* _Instructions for the task_:
Locate every line below that contains the word "React" and copy it.

* _Source material_:

--- begin ---

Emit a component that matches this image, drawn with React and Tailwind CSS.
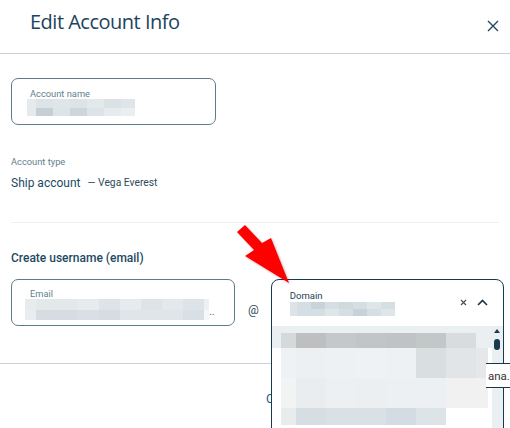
import React from 'react'

const NAME_BLUR = [
  { h: 9, cells: [[9, '#e6eaed'], [17, '#dde3e7'], [17, '#dfe5e8'], [17, '#dde3e7'], [17, '#e3e8eb'], [17, '#dbe2e6'], [14, '#dfe5e9']] },
  { h: 8, cells: [[9, '#e6eaed'], [17, '#c5d0d6'], [17, '#dde4e8'], [17, '#cdd6dc'], [17, '#dde4e8'], [17, '#e6ebee'], [14, '#e9eef0']] },
]

const EMAIL_BLUR = [
  { h: 11, cells: [[11, '#e6ebed'], [21, '#e3e8eb'], [21, '#e3e8eb'], [21, '#e6ebed'], [21, '#dde3e7'], [21, '#e6ebed'], [21, '#dde3e7'], [21, '#e3e8eb'], [21, '#dde3e7'], [5, '#eef1f3']] },
  { h: 10, cells: [[11, '#e9edef'], [21, '#d5dde2'], [21, '#d5dde2'], [21, '#d9e0e5'], [21, '#d5dde2'], [21, '#dfe5e8'], [21, '#dfe5e8'], [21, '#dfe5e8'], [21, '#d9e0e5'], [5, '#f6f7f8']] },
]

const DOMAIN_BLUR = [
  { h: 7, cells: [[7, '#dde4e8'], [14, '#d5dee3'], [14, '#c6d3da'], [14, '#d5dee3'], [14, '#cfd9de'], [14, '#d5dee3'], [14, '#dfe6ea'], [14, '#d5dee3']] },
  { h: 7, cells: [[7, '#dde4e8'], [14, '#d5dee3'], [14, '#d5dee3'], [14, '#dfe6ea'], [14, '#d5dee3'], [14, '#c6d3d9'], [14, '#d5dee3'], [14, '#dfe6ea']] },
]

const LIST_BLUR = [
  { h: 15, cells: [[15, '#d5d9da'], [30, '#bdbfc1'], [30, '#c4c8ca'], [30, '#c1c5c7'], [30, '#bfc3c5'], [30, '#c2c7c7'], [30, '#d8dcdf']] },
  { h: 30, cells: [[15, '#eef2f4'], [30, '#ecf0f2'], [30, '#edf1f4'], [30, '#eef2f5'], [30, '#edf1f4'], [30, '#d9dee1'], [30, '#e2e5e8'], [12, '#e5e7e9']] },
  { h: 30, cells: [[15, '#f2f4f3'], [30, '#e9edf0'], [30, '#ecf0f3'], [30, '#ebeff2'], [30, '#ecf0f3'], [30, '#edf0f2'], [30, '#f1f1f2'], [12, '#f1f1f2']] },
  { h: 17, cells: [[15, '#e9eced'], [30, '#d6dee3'], [30, '#d9e1e6'], [30, '#d9e1e6'], [30, '#d3dce2'], [30, '#dde4e8']] },
]

// pixelated placeholder for redacted values
function Blur({ rows }) {
  return (
    <div className="flex flex-col">
      {rows.map((row, i) => (
        <div key={i} className="flex" style={{ height: row.h }}>
          {row.cells.map(([w, c], j) => (
            <div key={j} style={{ width: w, background: c }} />
          ))}
        </div>
      ))}
    </div>
  )
}

function DomainSelect() {
  return (
    <div className="relative shrink-0 w-[233px] h-[47px]">
      <div className="absolute left-0 top-0 z-10 w-[233px] h-[160px] bg-white border-[1.5px] border-[#163a4f] rounded-t-[8px] flex flex-col overflow-hidden">
        {/* field */}
        <div className="h-[46px] flex items-start justify-between pl-[18px] pr-[15px] pt-[10px]">
          <div className="flex flex-col">
            <span className="text-[9.5px] leading-[12px] text-[#243f52]">Domain</span>
            <Blur rows={DOMAIN_BLUR} />
          </div>
          <div className="flex items-center gap-[10px] mt-[9px]">
            <svg width="7" height="7" viewBox="0 0 7 7" className="text-[#3b4f5d]">
              <path d="M1 1 L6 6 M6 1 L1 6" stroke="currentColor" strokeWidth="1.1" fill="none" />
            </svg>
            <svg width="11" height="7" viewBox="0 0 11 7" className="text-[#1d3446]">
              <path d="M1 6 L5.5 1.5 L10 6" stroke="currentColor" strokeWidth="1.6" fill="none" />
            </svg>
          </div>
        </div>
        {/* options */}
        <div className="relative flex-1 flex">
          <div className="flex-1 flex flex-col">
            <div className="h-[22px] bg-[#eaeff2]" />
          </div>
          <div className="w-[11px] bg-[#eaeff2] flex flex-col items-center pt-[3px]">
            <div className="w-0 h-0 border-l-[3px] border-r-[3px] border-b-[4px] border-l-transparent border-r-transparent border-b-[#1b3a4e]" />
            <div className="mt-[6px] w-[6px] h-[11px] rounded-full bg-[#1b3a4e]" />
          </div>
          <div className="absolute left-[9px] top-[7px]">
            <Blur rows={LIST_BLUR} />
          </div>
        </div>
      </div>
    </div>
  )
}

export default function App() {
  return (
    <div className="relative w-[510px] h-[428px] overflow-hidden bg-white" style={{ fontFamily: 'Roboto, "Liberation Sans", sans-serif' }}>
      {/* Header */}
      <div className="h-[54px] border-b border-[#c7d0d8] flex items-start justify-between pl-[30px] pr-[11px] pt-[10px]">
        <h1 className="text-[20px] leading-[24px] tracking-[-0.5px] text-[#1c4460]" style={{ fontFamily: '"Open Sans", sans-serif' }}>Edit Account Info</h1>
        <svg width="12" height="12" viewBox="0 0 12 12" className="mt-[10px] text-[#24485f]">
          <path d="M1 1 L11 11 M11 1 L1 11" stroke="currentColor" strokeWidth="1.4" fill="none" />
        </svg>
      </div>

      {/* Body */}
      <div className="px-[11px]">
        <div className="mt-[24px] w-[205px] h-[47px] rounded-[7px] border border-[#5d7c89] pl-[15px] pt-[10px]">
          <div className="ml-[3px] text-[9.3px] leading-[10px] text-[#5f7f8c]">Account name</div>
          <Blur rows={NAME_BLUR} />
        </div>

        <div className="mt-[31px] text-[9.3px] leading-[12px] text-[#5f7f8c]">Account type</div>
        <div className="mt-[7px] flex items-center">
          <span className="text-[12px] leading-[16px] text-[#1d4a63]">Ship account</span>
          <span className="ml-[7px] text-[10.3px] leading-[16px] text-[#2f4a5a]">— Vega Everest</span>
        </div>

        <div className="mt-[31px] border-t border-[#eef0f2]" />

        <div className="mt-[27px] text-[12px] leading-[16px] font-medium text-[#1d4a63]">Create username (email)</div>

        <div className="mt-[13px] flex items-start">
          <div className="shrink-0 w-[224px] h-[47px] rounded-[7px] border border-[#5d7c89] pl-[13px] pt-[9px]">
            <div className="ml-[5px] text-[9.3px] leading-[10px] text-[#5f7f8c]">Email</div>
            <div className="flex items-end">
              <Blur rows={EMAIL_BLUR} />
              <span className="text-[10px] leading-[10px] text-[#4a5d68] mb-[3px]">..</span>
            </div>
          </div>
          <span className="shrink-0 ml-[13px] mr-[12px] mt-[23px] text-[12px] leading-[16px] text-[#2f4a5a]">@</span>
          <DomainSelect />
        </div>
      </div>

      {/* Footer */}
      <div className="mt-[37px] border-t border-[#c9d1d7] flex justify-end items-center gap-[12px] pr-[11px] pt-[17px]">
        <button className="w-[41px] text-left text-[12.5px] leading-[16px] text-[#1d5a7a]">Cancel</button>
        <button className="w-[180px] h-[36px] rounded-[6px] bg-[#1d4a63] text-white text-[13px]">Save</button>
      </div>

      {/* Tooltip */}
      <div className="absolute left-[486px] top-[363px] z-20 h-[25px] w-[40px] bg-white border-y border-[#1d3444] pl-[2px] flex items-center">
        <span className="text-[11.5px] text-[#333] leading-[16px]">ana.</span>
      </div>

      {/* Annotation arrow */}
      <svg className="absolute left-0 top-0 z-30 pointer-events-none" width="510" height="428" viewBox="0 0 510 428">
        <defs>
          <filter id="sh" x="-20%" y="-20%" width="140%" height="140%">
            <feDropShadow dx="1" dy="1" stdDeviation="1" floodColor="#000" floodOpacity="0.3" />
          </filter>
        </defs>
        <polygon
          points="237,232 245,225 262,243 271,238 289,283 245,256 254,250"
          fill="#ff0000"
          filter="url(#sh)"
        />
      </svg>
    </div>
  )
}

--- end ---

* _Response to this task_:
Emit a component that matches this image, drawn with React and Tailwind CSS.
import React from 'react'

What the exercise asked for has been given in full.